Detailed coverage of invasive species threatening livelihoods and the environment worldwide

Abstract

Dry and rainy seasons significantly alter the gut microbiome composition and reveal a key Enterococcus sp. (Lactobacillales: Enterococcaceae) core component in Spodoptera frugiperda (Lepidoptera: Noctuidae) corn strain from Northwestern Colombia.

Abstract

Spodoptera frugiperda is a polyphagous pest of several crops of economic importance. Nowadays, the insect is broadly distributed in America and, recently, in Africa, Asia, and Australia. The species has diverged into corn and rice strains. The role of the gut microbiota in insect physiology is relevant due to its participation in crucial functions. However, knowledge of seasonal variations that alter the gut microbiome in pests is limited. Gut microbiome composition between the dry and rainy seasons was analyzed with cultured and uncultured approaches in S. frugiperda corn strain larvae collected at Northwest Colombia, as seasonal microbiome changes might fluctuate due to environmental changes. On the basis of culture-dependent methods, results show well-defined microbiota with bacterial isolates belonging to Enterococcus, Klebsiella (Enterobacteriales: Enterobacteriaceae), Enterobacter (Enterobacterales: Enterobacteriaceae), and Bacillus (Bacillales: Bacillaceae) genera. The community composition displayed a low bacterial diversity across all samples.
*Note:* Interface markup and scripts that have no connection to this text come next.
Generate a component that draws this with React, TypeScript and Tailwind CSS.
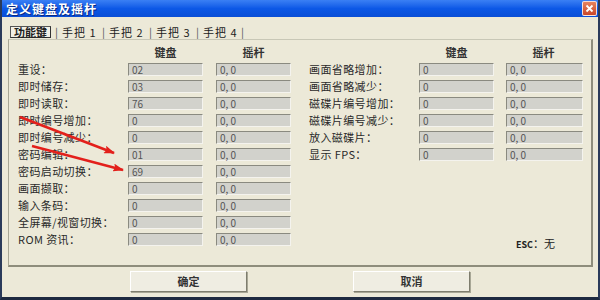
const leftRows = [
  { label: "重设：", key: "02", joy: "0, 0" },
  { label: "即时储存：", key: "03", joy: "0, 0" },
  { label: "即时读取：", key: "76", joy: "0, 0" },
  { label: "即时编号增加：", key: "0", joy: "0, 0" },
  { label: "即时编号减少：", key: "0", joy: "0, 0" },
  { label: "密码编辑：", key: "01", joy: "0, 0" },
  { label: "密码启动切换：", key: "69", joy: "0, 0" },
  { label: "画面撷取：", key: "0", joy: "0, 0" },
  { label: "输入条码：", key: "0", joy: "0, 0" },
  { label: "全屏幕/视窗切换：", key: "0", joy: "0, 0" },
  { label: "ROM 资讯：", key: "0", joy: "0, 0" }
];

const rightRows = [
  { label: "画面省略增加：", key: "0", joy: "0, 0" },
  { label: "画面省略减少：", key: "0", joy: "0, 0" },
  { label: "磁碟片编号增加：", key: "0", joy: "0, 0" },
  { label: "磁碟片编号减少：", key: "0", joy: "0, 0" },
  { label: "放入磁碟片：", key: "0", joy: "0, 0" },
  { label: "显示 FPS：", key: "0", joy: "0, 0" }
];

const tabs = ["手把 1", "手把 2", "手把 3", "手把 4"];

function Field({ value, wide }: { value: string; wide?: boolean }) {
  return (
    <div
      className={`flex h-[13px] items-center border border-t-[#8a8a80] border-l-[#8a8a80] border-b-[#f4f3ee] border-r-[#f4f3ee] bg-[#d2d2cc] pl-[3px] text-[10px] leading-none text-[#555] ${
        wide ? "w-[77px]" : "w-[75px]"
      }`}
    >
      {value}
    </div>
  );
}

function Column({
  rows,
  jw,
  gap
}: {
  rows: { label: string; key: string; joy: string }[];
  jw?: boolean;
  gap: string;
}) {
  return (
    <div className="flex flex-col">
      <div className="flex h-[13px] items-center text-[11px] font-bold text-[#333]">
        <div className="w-[110px]" />
        <div className="w-[75px] text-center">键盘</div>
        <div className={gap} />
        <div className="w-[75px] text-center">摇杆</div>
      </div>
      <div className="mt-[4px] flex flex-col gap-[4px]">
        {rows.map((r) => (
          <div key={r.label} className="flex h-[13px] items-center">
            <div className="w-[110px] text-[11px] leading-none tracking-[0.4px] text-[#2a2a2a]">{r.label}</div>
            <Field value={r.key} />
            <div className={gap} />
            <Field value={r.joy} wide={jw} />
          </div>
        ))}
      </div>
    </div>
  );
}

export default function App() {
  return (
    <div
      className="relative flex h-[300px] w-[600px] flex-col overflow-hidden border-x-[2px] border-b-[3px] border-x-[#2a3a5a] border-b-[#1e2a40] bg-[#ECE9D8]"
      style={{ fontFamily: '"Noto Sans CJK SC", "DejaVu Sans", sans-serif' }}
    >
      {/* title bar */}
      <div className="flex h-[17px] shrink-0 items-center justify-between bg-gradient-to-b from-[#3a80f4] via-[#0c58e6] to-[#0a4ed6] pl-[4px] pr-[1px]">
        <span className="text-[12px] font-bold leading-none tracking-[1px] text-white [text-shadow:1px_1px_0_#0a2a80]">
          定义键盘及摇杆
        </span>
        <div className="flex h-[15px] w-[15px] items-center justify-center rounded-[2px] border border-white/80 bg-gradient-to-b from-[#e6835e] to-[#c8452a]">
          <svg width="9" height="9" viewBox="0 0 9 9">
            <path d="M1.5 1.5 L7.5 7.5 M7.5 1.5 L1.5 7.5" stroke="white" strokeWidth="1.8" />
          </svg>
        </div>
      </div>

      {/* tabs */}
      <div className="ml-[8px] mt-[9px] flex h-[12px] items-center text-[11px] leading-none text-[#222]">
        <div className="flex h-[12px] items-center border border-[#555] border-r-[#333] border-b-[#333] bg-[#f2f0e6] px-[3px] font-bold">
          功能键
        </div>
        {tabs.map((t) => (
          <div key={t} className="flex items-center">
            <span className="mx-[4px] text-[#555]">|</span>
            <span className="w-[36px] tracking-[1px]">{t}</span>
          </div>
        ))}
        <span className="mx-[2px] text-[#555]">|</span>
      </div>

      {/* panel */}
      <div className="ml-[6px] mt-[1px] flex h-[228px] w-[585px] border border-[#c8c7b6] border-b-[2px] border-l-[#a8a796] border-r-[2px] border-b-[#8e8d7c] border-r-[#8e8d7c] pl-[9px] pt-[6px]">
        <Column rows={leftRows} gap="w-[13px]" />
        <div className="ml-[18px] flex flex-col">
          <Column rows={rightRows} jw gap="w-[12px]" />
          <div className="mt-auto mb-[16px] mr-[28px] self-end text-[11px] leading-none text-[#222]">
            <span className="text-[9px] font-bold">ESC</span>：无
          </div>
        </div>
      </div>

      {/* buttons */}
      <div className="mt-[4px] flex gap-[106px] pl-[128px]">
        {["确定", "取消"].map((b) => (
          <button
            key={b}
            className="flex h-[21px] w-[117px] items-center justify-center border border-t-white border-l-white border-b-[#7e7d6e] border-r-[#7e7d6e] bg-[#efede2] text-[11px] font-bold text-[#333] shadow-[1px_1px_0_#a8a796]"
          >
            {b}
          </button>
        ))}
      </div>

      {/* red annotation arrows */}
      <svg className="pointer-events-none absolute left-0 top-0" width="600" height="300">
        <defs>
          <marker id="ah" markerWidth="11" markerHeight="8" refX="10" refY="4" orient="auto" markerUnits="userSpaceOnUse">
            <path d="M0 0 L11 4 L0 8 L2 4 Z" fill="#e3201b" />
          </marker>
        </defs>
        <line x1="18" y1="117" x2="112" y2="153" stroke="#e3201b" strokeWidth="2.5" markerEnd="url(#ah)" />
        <line x1="30" y1="146" x2="121" y2="170" stroke="#e3201b" strokeWidth="2.5" markerEnd="url(#ah)" />
      </svg>
    </div>
  );
}
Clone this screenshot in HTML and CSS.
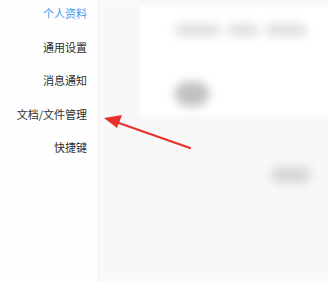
FILE: index.html
```html
<!DOCTYPE html>
<html>
<head>
<meta charset="utf-8">
<link rel="stylesheet" href="styles.css">
</head>
<body>
<div class="app">
  <nav class="sidebar">
    <div class="item active">个人资料</div>
    <div class="item">通用设置</div>
    <div class="item">消息通知</div>
    <div class="item">文档/文件管理</div>
    <div class="item">快捷键</div>
  </nav>
  <main class="main">
    <section class="card">
      <div class="line">
        <span class="word w1"></span>
        <span class="word w2"></span>
        <span class="word w3"></span>
      </div>
      <div class="avatar"></div>
    </section>
    <section class="lower">
      <div class="btn"></div>
    </section>
  </main>
</div>
<svg class="arrow" width="328" height="281" viewBox="0 0 328 281">
  <line x1="190" y1="148" x2="116" y2="122" stroke="#e8302a" stroke-width="2.2" stroke-linecap="round"/>
  <polygon points="104,118 122,115 117,128" fill="#e8302a"/>
</svg>
</body>
</html>
```
FILE: styles.css
```css
html, body {
  margin: 0;
  padding: 0;
  width: 328px;
  height: 281px;
  overflow: hidden;
  background: #fafafa;
  font-family: "Noto Sans CJK SC", "Liberation Sans", sans-serif;
}
.app {
  display: flex;
  height: 281px;
}
.sidebar {
  width: 99px;
  box-sizing: border-box;
  background: #fefefe;
  border-right: 1px solid #ececec;
  display: flex;
  flex-direction: column;
  align-items: flex-end;
  padding: 3px 11px 0 0;
  gap: 13.5px;
  position: relative;
  z-index: 1;
}
.item {
  font-size: 11px;
  line-height: 20px;
  height: 20px;
  color: #2e2e2e;
  white-space: nowrap;
}
.item.active {
  color: #3d9be9;
}
.main {
  flex: 1;
  display: flex;
  flex-direction: column;
  padding-left: 41px;
  background: #f8f8f8;
  filter: blur(2px);
  margin-right: -6px;
}
.card {
  height: 116px;
  background: #ffffff;
  border-top: 5px solid #f5f5f5;
  padding: 19px 0 0 35px;
  box-sizing: border-box;
}
.line {
  display: flex;
  gap: 6px;
  filter: blur(4px);
}
.word {
  height: 12px;
  border-radius: 6px;
  background: #dedede;
}
.w1 { width: 46px; }
.w2 { width: 32px; }
.w3 { width: 42px; }
.avatar {
  margin-top: 46px;
  width: 34px;
  height: 24px;
  border-radius: 12px;
  background: #c0c0c0;
  filter: blur(4px);
}
.lower {
  flex: 1;
  display: flex;
  justify-content: flex-end;
  padding: 51px 23px 0 0;
  background: #f8f8f8;
}
.btn {
  width: 40px;
  height: 16px;
  border-radius: 8px;
  background: #d6d6d6;
  filter: blur(4px);
}
.arrow {
  position: absolute;
  left: 0;
  top: 0;
  z-index: 2;
  pointer-events: none;
}
```
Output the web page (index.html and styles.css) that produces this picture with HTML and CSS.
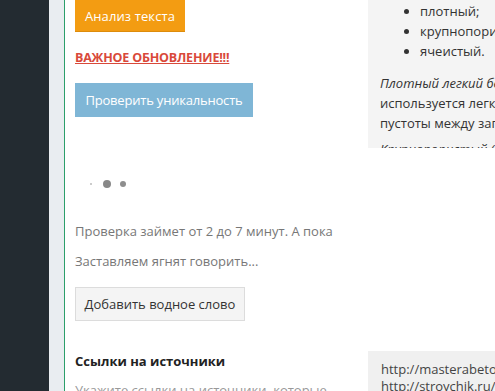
FILE: index.html
```html
<!DOCTYPE html>
<html lang="ru">
<head>
<meta charset="utf-8">
<link rel="stylesheet" href="styles.css">
</head>
<body>
<div class="layout">
  <aside class="sidebar"></aside>
  <div class="stripe"></div>
  <main class="main">
    <section class="top">
      <div class="actions">
        <button class="btn btn-orange">Анализ текста</button>
        <a class="important" href="#">ВАЖНОЕ ОБНОВЛЕНИЕ!!!</a>
        <button class="btn btn-blue">Проверить уникальность</button>
      </div>
      <div class="preview">
        <ul class="preview-list">
          <li>плотный;</li>
          <li>крупнопористый;</li>
          <li>ячеистый.</li>
        </ul>
        <p class="preview-text"><em>Плотный легкий бетон</em> — в нем<br>используется легкий заполнитель, а<br>пустоты между заполнителем</p>
        <p class="preview-text preview-cut"><em>Крупнопористый (беспесчаный)</em></p>
      </div>
    </section>
    <div class="loader">
      <span class="dot dot-s"></span>
      <span class="dot dot-l"></span>
      <span class="dot dot-m"></span>
    </div>
    <p class="note">Проверка займет от 2 до 7 минут. А пока</p>
    <p class="note note-2">Заставляем ягнят говорить...</p>
    <button class="btn btn-light">Добавить водное слово</button>
    <section class="sources">
      <div class="sources-info">
        <h3 class="sources-title">Ссылки на источники</h3>
        <p class="sources-desc">Укажите ссылки на источники, которые</p>
      </div>
      <div class="sources-box">
        <div>http://masterabeton.ru/</div>
        <div>http://stroychik.ru/</div>
      </div>
    </section>
  </main>
</div>
</body>
</html>
```

FILE: styles.css
```css
* { box-sizing: border-box; }
html, body {
  margin: 0;
  padding: 0;
  height: 100%;
  overflow: hidden;
  background: #fff;
  font-family: "Open Sans", "Noto Sans", sans-serif;
  font-size: 13px;
}
.layout {
  display: flex;
  height: 391px;
  overflow: hidden;
}
.sidebar {
  width: 49px;
  flex: none;
  background: #232b31;
}
.stripe {
  width: 15px;
  flex: none;
  background: #e9edf1;
}
.main {
  flex: 1;
  min-width: 0;
  border-left: 1px solid #2c9f6b;
  padding-left: 10px;
  overflow: hidden;
}
.top {
  display: grid;
  grid-template-columns: 293px 200px;
}
.actions {
  display: flex;
  flex-direction: column;
  align-items: flex-start;
}
.btn {
  font-family: "Open Sans", "Noto Sans", sans-serif;
  font-size: 13px;
  border: 0;
  border-radius: 0;
  padding: 0;
  white-space: nowrap;
  cursor: pointer;
}
.btn-orange {
  height: 32px;
  width: 110px;
  background: #f39c12;
  color: #fff;
  border-bottom: 1px solid #dd8c0c;
  padding-top: 1px;
  letter-spacing: 0.1px;
}
.important {
  margin-top: 18px;
  color: #d9493a;
  font-weight: 700;
  font-size: 12.5px;
  letter-spacing: -0.2px;
  line-height: 16px;
  text-decoration: underline;
}
.btn-blue {
  margin-top: 17px;
  height: 34px;
  width: 178px;
  background: #7fb6d6;
  color: #fff;
  letter-spacing: -0.2px;
}
.preview {
  height: 148px;
  overflow: hidden;
  background: #f4f4f4;
  padding: 1px 12px 0 12px;
  color: #333;
  white-space: nowrap;
  line-height: 20px;
}
.preview-list {
  margin: 0;
  padding-left: 40px;
}
.preview-text {
  margin: 12px 0 0 0;
}
.preview-cut {
  margin-top: 6px;
}
.loader {
  display: flex;
  align-items: center;
  height: 8px;
  margin: 32px 0 0 15px;
}
.dot {
  display: block;
  border-radius: 50%;
}
.dot-s { width: 2px; height: 2px; background: #bbb; }
.dot-l { width: 8px; height: 8px; background: #888; margin-left: 11px; }
.dot-m { width: 6px; height: 6px; background: #8e8e8e; margin-left: 9px; }
.note {
  margin: 34px 0 0 0;
  color: #777;
  line-height: 18px;
}
.note-2 {
  margin-top: 12px;
}
.btn-light {
  margin-top: 17px;
  height: 34px;
  width: 170px;
  background: #f4f4f4;
  border: 1px solid #dcdcdc;
  color: #333;
}
.sources {
  display: grid;
  grid-template-columns: 293px 200px;
  margin-top: 30px;
}
.sources-title {
  margin: 0;
  padding-top: 1px;
  font-size: 13px;
  font-weight: 700;
  color: #222;
  line-height: 18px;
}
.sources-desc {
  margin: 11px 0 0 0;
  color: #999;
  line-height: 18px;
  white-space: nowrap;
}
.sources-box {
  background: #f0f0f0;
  padding: 10px 13px;
  color: #444;
  line-height: 17px;
  white-space: nowrap;
  overflow: hidden;
  height: 60px;
}
```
The core community detected with uncultured methods was composed of Enterococcus, Erysipelatoclostridium (Erysipelotrichales: Erysipelotrichaceae), Rasltonia (Burkholderiales: Burkholderiaceae), and Rhizobium (Hyphomicrobiales: Rhizobiaceae) genera, and Enterobacteriaceae family members. Significant differences in microbiome diversity were observed between the two seasons. The relative abundance of Erysipelatoclostridium was high in the dry season, while in the phylotype ZOR0006 (Erysipelotrichales: Erysipelotrichaceae) and Tyzzerella (Lachnospirales: Lachnospiraceae) genus, the relative abundance was high in the rainy season. The overall low gut bacterial diversity observed in the S. frugiperda corn strain suggests a strong presence of antagonist activity as a selection factor possibly arising from the host, the dominant bacterial types, or the material ingested. Targeting the stability and predominance of this core microbiome could be an additional alternative to pest control strategies, particularly in this moth.